When information is embedded in composite IDs, parsing them often appears to be the simplest solution - and it's a completely understandable choice when the data is readily available in the ID itself. Consider an order ID like "2024-01-NA-12345" containing year, region, and sequence number information. Using this embedded data seems more straightforward than querying additional fields or services. However, this parsing must be replicated across different applications and languages, increasing the risk of inconsistencies and errors. The only way to be sure we don't end up parsing these IDs, and in doing so bringing the ID Entanglement Effect into play, is to avoid creating systems that embed business data in identifiers in the first place.

Maintenance Complexity

Parsing logic embedded throughout the codebase increases complexity, making debugging and future development challenging. For example, if an order ID contains both a date and location code (like "20240129-PHX-1234"), every service that processes orders must implement and maintain the same parsing logic. When this logic needs to change, such as adding a new location format, developers must update and test the parsing code across multiple codebases, increasing the risk of inconsistencies.

Inflexibility

Composite IDs limit adaptability. Modifications can ripple through the system, complicating changes or scaling. For example, if a product ID includes a category code (like "TECH-LAPTOP-123"), adding new product categories or reorganizing the category hierarchy becomes a major undertaking. Similarly, if a customer ID includes a region code ("US-WEST-789"), business expansion to new regions or changes in regional organization can require extensive system updates.

Data Integrity Risks

Parsing composite IDs can lead to inconsistencies, especially in dynamic environments. Consider a system where we create product IDs by combining our supplier code with a sequence number (like "SUP123-WIDGET-456"). If the supplier's business is acquired and rebranded, or if the product's manufacturing moves to a different supplier, should all related IDs be updated? This creates significant challenges: either maintain increasingly inaccurate IDs, implement complex ID migration processes, or risk breaking existing references across the system.

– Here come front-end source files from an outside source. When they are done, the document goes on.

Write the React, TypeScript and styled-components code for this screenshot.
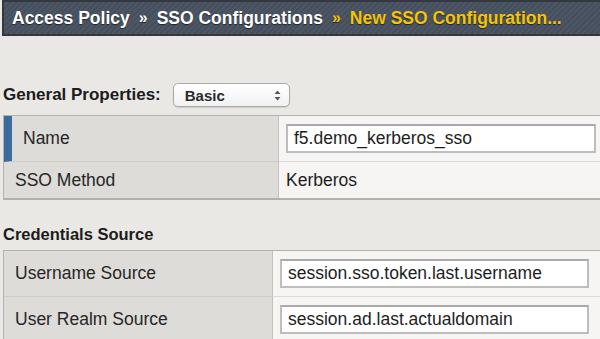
import styled, { createGlobalStyle } from "styled-components";

const GlobalStyle = createGlobalStyle`
    html, body {
        margin: 0;
        padding: 0;
        background: #e9e8e4;
        overflow: hidden;
    }
    body {
        font-family: "Liberation Sans", Arial, sans-serif;
        color: #222;
    }
`;

const Breadcrumb = styled.div`
    height: 32px;
    margin-left: 2px;
    border: 2px solid #34383f;
    border-right: 0;
    display: flex;
    align-items: center;
    gap: 9px;
    padding-left: 8px;
    background: repeating-linear-gradient(
        -45deg,
        #4d5664 0,
        #4d5664 2px,
        #464f5d 2px,
        #464f5d 4px
    );
    font-size: 17.5px;
    font-weight: 700;
    color: #fff;
    text-shadow: 0 1px 1px rgba(0, 0, 0, 0.55);
    white-space: nowrap;
`;

const Crumb = styled.span<{ $current?: boolean }>`
    color: ${(p) => (p.$current ? "#f6c500" : "#fff")};
`;

const Sep = styled.span<{ $current?: boolean }>`
    font-size: 16px;
    color: ${(p) => (p.$current ? "#f6c500" : "#fff")};
`;

const Content = styled.div`
    padding-left: 3px;
`;

const PropsRow = styled.div`
    display: flex;
    align-items: center;
    gap: 12px;
    margin-top: 46px;
    height: 26px;
`;

const SectionLabel = styled.div`
    font-size: 17px;
    font-weight: 700;
    color: #1c1c1c;
`;

const SelectBox = styled.div`
    width: 117px;
    height: 24px;
    box-sizing: border-box;
    border: 1px solid #a9a9a9;
    border-radius: 5px;
    background: linear-gradient(#ffffff, #f1f1f1);
    box-shadow: 0 1px 1px rgba(0, 0, 0, 0.12);
    display: flex;
    align-items: center;
    justify-content: space-between;
    padding: 0 8px 0 11px;
    font-size: 15px;
    font-weight: 700;
    color: #2a2a2a;
`;

const Arrows = styled.svg`
    width: 7px;
    height: 11px;
`;

const Table = styled.div<{ $labelWidth: number }>`
    margin-top: 7px;
    display: grid;
    grid-template-columns: ${(p) => p.$labelWidth}px 1fr;
    border-top: 1px solid #b2b2b0;
    border-left: 1px solid #b2b2b0;
    border-bottom: 2px solid #b0b0ae;
`;

const Label = styled.div<{ $h: number; $active?: boolean; $last?: boolean }>`
    height: ${(p) => p.$h}px;
    box-sizing: border-box;
    display: flex;
    align-items: center;
    padding-left: 11px;
    background: #dedcd8;
    border-right: 1px solid #c2c1be;
    border-bottom: ${(p) => (p.$last ? "0" : "1px solid #cfcdca")};
    border-left: ${(p) => (p.$active ? "8px solid #3b6a9c" : "0")};
    font-size: 17.5px;
    color: #262626;
`;

const Value = styled.div<{ $h: number; $last?: boolean }>`
    height: ${(p) => p.$h}px;
    box-sizing: border-box;
    display: flex;
    align-items: center;
    padding-left: 7px;
    background: #f6f5f3;
    border-bottom: ${(p) => (p.$last ? "0" : "1px solid #dcdbd8")};
    font-size: 17.5px;
    color: #1e1e1e;
`;

const Field = styled.div<{ $w: number }>`
    width: ${(p) => p.$w}px;
    height: 29px;
    box-sizing: border-box;
    border: 2px solid #bdbdbd;
    border-top-color: #a9a9a9;
    background: #fff;
    display: flex;
    align-items: center;
    padding-left: 6px;
    font-size: 17.5px;
    color: #1e1e1e;
`;

const SubTitle = styled.div`
    margin-top: 23px;
    height: 22px;
    display: flex;
    align-items: center;
    font-size: 16.5px;
    font-weight: 700;
    color: #1c1c1c;
`;

const SmallTable = styled(Table)`
    margin-top: 5px;
    border-bottom: 0;
`;

export default function App() {
    return (
        <>
            <GlobalStyle />
            <Breadcrumb>
                <Crumb>Access Policy</Crumb>
                <Sep>»</Sep>
                <Crumb>SSO Configurations</Crumb>
                <Sep $current>»</Sep>
                <Crumb $current>New SSO Configuration...</Crumb>
            </Breadcrumb>
            <Content>
                <PropsRow>
                    <SectionLabel>General Properties:</SectionLabel>
                    <SelectBox>
                        Basic
                        <Arrows viewBox="0 0 7 11">
                            <path d="M3.5 0.5 L6.5 4 L0.5 4 Z" fill="#555" />
                            <path d="M3.5 10.5 L6.5 7 L0.5 7 Z" fill="#555" />
                        </Arrows>
                    </SelectBox>
                </PropsRow>
                <Table $labelWidth={275}>
                    <Label $h={46} $active>
                        Name
                    </Label>
                    <Value $h={46}>
                        <Field $w={310}>f5.demo_kerberos_sso</Field>
                    </Value>
                    <Label $h={36} $last>
                        SSO Method
                    </Label>
                    <Value $h={36} $last>
                        Kerberos
                    </Value>
                </Table>
                <SubTitle>Credentials Source</SubTitle>
                <SmallTable $labelWidth={269}>
                    <Label $h={46}>Username Source</Label>
                    <Value $h={46}>
                        <Field $w={309}>session.sso.token.last.username</Field>
                    </Value>
                    <Label $h={46}>User Realm Source</Label>
                    <Value $h={46}>
                        <Field $w={309}>session.ad.last.actualdomain</Field>
                    </Value>
                </SmallTable>
            </Content>
        </>
    );
}
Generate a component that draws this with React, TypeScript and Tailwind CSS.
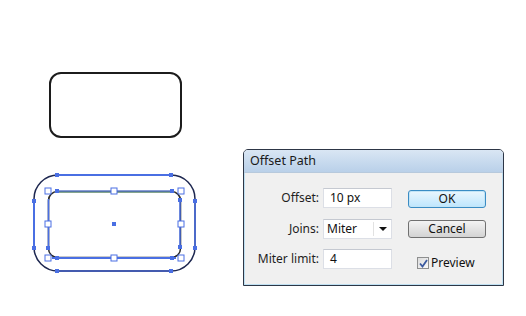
import React from "react";

const B = "#4a6fe3";

function Handle({ x, y }: { x: number; y: number }) {
  return <rect x={x - 3} y={y - 3} width={6} height={6} fill="#fff" stroke={B} strokeWidth={1} />;
}
function Anchor({ x, y }: { x: number; y: number }) {
  return <rect x={x - 2} y={y - 2} width={4} height={4} fill={B} />;
}

function Shapes() {
  return (
    <svg width={210} height={316} className="shrink-0">
      <rect x={50} y={73} width={131} height={64} rx={11} fill="none" stroke="#1c1c1c" strokeWidth={2} />
      {/* outer offset path */}
      <rect x={34} y={175} width={161} height={96} rx={24} fill="none" stroke="#1d2750" strokeWidth={1.5} />
      <line x1={57} y1={175} x2={171} y2={175} stroke={B} strokeWidth={2} />
      <line x1={57} y1={271} x2={171} y2={271} stroke="#3f5bc0" strokeWidth={1.5} />
      <line x1={34} y1={199} x2={34} y2={249} stroke={B} strokeWidth={2} />
      <line x1={195} y1={199} x2={195} y2={249} stroke={B} strokeWidth={1.5} />
      {/* inner path */}
      <rect x={48.5} y={191.5} width={132} height={66} rx={9} fill="none" stroke="#2a2a2a" strokeWidth={1.5} />
      <line x1={57} y1={192} x2={172} y2={192} stroke="#6f9a7a" strokeWidth={1.5} />
      <line x1={57} y1={191} x2={172} y2={191} stroke={B} strokeWidth={1} />
      <line x1={52} y1={258} x2={176} y2={258} stroke={B} strokeWidth={2} />
      <line x1={48.5} y1={199} x2={48.5} y2={249} stroke={B} strokeWidth={1.5} />
      <line x1={180} y1={199} x2={180} y2={249} stroke={B} strokeWidth={1.5} />
      {[
        [57, 175], [171, 175], [34, 201], [34, 248], [195, 201], [195, 248], [57, 271], [171, 271],
        [57, 191], [172, 191], [48, 248], [180, 200], [180, 247], [57, 258], [172, 258], [114, 224],
      ].map(([x, y], i) => (
        <Anchor key={i} x={x} y={y} />
      ))}
      {[
        [48, 191], [181, 191], [48, 258], [181, 258], [114, 191], [114, 258], [48, 224], [181, 224],
      ].map(([x, y], i) => (
        <Handle key={i} x={x} y={y} />
      ))}
    </svg>
  );
}

function Row({ label, children }: { label: string; children: React.ReactNode }) {
  return (
    <div className="flex h-[20px] items-center">
      <div className="w-[74px] text-right text-[#1e1e1e]">{label}</div>
      <div className="ml-[4px] h-[20px] w-[69px]">{children}</div>
    </div>
  );
}

function Input({ value }: { value: string }) {
  return (
    <div className="flex h-full items-center border border-[#dcdfe6] border-t-[#c5c9d1] bg-white pl-[6px] text-[#111]">
      {value}
    </div>
  );
}

export default function App() {
  return (
    <div
      className="flex h-[316px] w-[526px] bg-white"
      style={{ fontFamily: '"Noto Sans", "DejaVu Sans", sans-serif' }}
    >
      <Shapes />
      <div className="ml-[33px] mt-[149px] flex h-[137px] w-[261px] flex-col rounded-t-[5px] border border-[#2d3646] bg-[#f0f0f0] text-[12px] leading-none">
        <div className="flex h-[23px] items-center rounded-t-[4px] border-b border-[#b7c9dc] bg-gradient-to-b from-[#d9e6f4] to-[#b9d0e9] pl-[6px] text-[12.5px] text-[#1a1a1a]">
          Offset Path
        </div>
        <div className="flex flex-1 border-x border-b border-[#bfe0f2]">
          <div className="flex flex-col pt-[15px]">
            <Row label="Offset:">
              <Input value="10 px" />
            </Row>
            <div className="mt-[11px]">
              <Row label="Joins:">
                <div className="flex h-full items-center border border-[#dcdfe6] border-t-[#c5c9d1] bg-white text-[#111]">
                  <div className="flex-1 pl-[3px]">Miter</div>
                  <div className="h-[14px] w-px bg-[#e2e2e2]" />
                  <div className="flex w-[17px] justify-center">
                    <svg width="8" height="4" viewBox="0 0 8 4">
                      <path d="M0 0 L8 0 L4 4 Z" fill="#111" />
                    </svg>
                  </div>
                </div>
              </Row>
            </div>
            <div className="mt-[10px]">
              <Row label="Miter limit:">
                <Input value="4" />
              </Row>
            </div>
          </div>
          <div className="ml-[16px] flex flex-col pt-[17px]">
            <div className="flex h-[18px] w-[78px] items-center justify-center rounded-[3px] border border-[#3a8cc4] bg-gradient-to-b from-[#eaf6fd] to-[#bee6fd] text-[#111] shadow-[inset_0_0_0_1px_#c2e4f6]">
              OK
            </div>
            <div className="mt-[12px] flex h-[18px] w-[78px] items-center justify-center rounded-[3px] border border-[#707070] bg-gradient-to-b from-[#f3f3f3] to-[#d3d3d3] text-[#111]">
              Cancel
            </div>
            <div className="ml-[9px] mt-[19px] flex items-center">
              <div className="flex h-[12px] w-[12px] items-center justify-center border border-[#8e8f8f] bg-gradient-to-br from-[#dcdcdc] to-[#fafafa]">
                <svg width="9" height="9" viewBox="0 0 9 9">
                  <path d="M1 4.5 L3.5 7.5 L8 1" fill="none" stroke="#3b5aa0" strokeWidth={1.8} />
                </svg>
              </div>
              <span className="ml-[2px] text-[#111]">Preview</span>
            </div>
          </div>
        </div>
      </div>
    </div>
  );
}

Note that using a manufacturer's actual part number (like "ACME-WIDGET-123") as an opaque identifier is perfectly fine - the key is that we treat it as an unchanging reference and don't try to parse meaning from its structure. The ID Entanglement Effect occurs when we create our own composite IDs that encode business relationships or mutable state that we expect to parse and interpret later.

Security Vulnerabilities

Auto-incrementing integers, while simple, introduce significant security risks. Their predictable nature makes it easy for attackers to enumerate resources (like guessing user IDs to access profiles) or gather business intelligence (such as order volumes from sequential order numbers). They can also lead to race conditions in high-concurrency systems and make it difficult to merge data from different sources without ID conflicts.

Long-Term Impact

The ID Entanglement Effect compounds over time, creating increasingly complex challenges:

Technical Debt: As systems evolve, the cost of maintaining and updating composite ID logic grows exponentially
Integration Barriers: New systems and third-party integrations must implement complex parsing logic
Performance Overhead: Constant parsing and validation of composite IDs impacts system performance
Error Propagation: Mistakes in ID parsing can cascade through multiple systems
Documentation Burden: Teams must maintain detailed documentation about ID formats and parsing rules

Prevention Strategies

To avoid the ID Entanglement Effect, consider these key strategies:

Use Clean, Stable Identifiers

Treat all identifiers, especially those from external systems, as opaque strings whose sole purpose is to establish equivalence through exact matching. This is crucial because:
- It prevents accidental coupling to internal structures or business logic that may be embedded in the ID
- It ensures the system remains resilient to changes in ID format or structure
- It maintains compatibility with different ID generation schemes across systems
- It avoids assumptions about ID content that could break when integrating with new systems
Generate unique identifiers that remain consistent over time
Human-readable identifiers (like "ORDER-12345") are perfectly acceptable
Avoid encoding mutable data or business logic in the identifier
Use non-sequential identifiers (like UUIDs) to prevent enumeration attacks
Consider the security implications of identifier patterns

Maintain Clear Boundaries

Store business data in proper fields, not in the identifier
Keep temporal data (dates, versions) in dedicated attributes
Track status and metadata independently of the ID

Design for Change

Assume business rules and categories will evolve
Plan for system growth and new use cases
Consider future integration requirements

Best Practices

When designing identifier systems:

Keep IDs Clean: Use straightforward identifiers that don't encode mutable data
Separate Concerns: Store business data, status, and metadata in dedicated fields
Plan for Scale: Choose identifier formats that support future growth
Consider Relations: Use proper database relationships instead of encoding hierarchies in IDs
Document Clearly: Maintain clear documentation about identifier generation and usage

Conclusion

The ID Entanglement Effect represents a significant challenge in system design, where the convenience of composite IDs leads to long-term maintenance and scalability issues. By understanding these risks and following best practices for identifier design, teams can create more maintainable and adaptable systems. Remember: while identifiers can be human-readable, they should never become entangled with business logic or mutable state - this separation is key to maintaining system flexibility and reliability over time.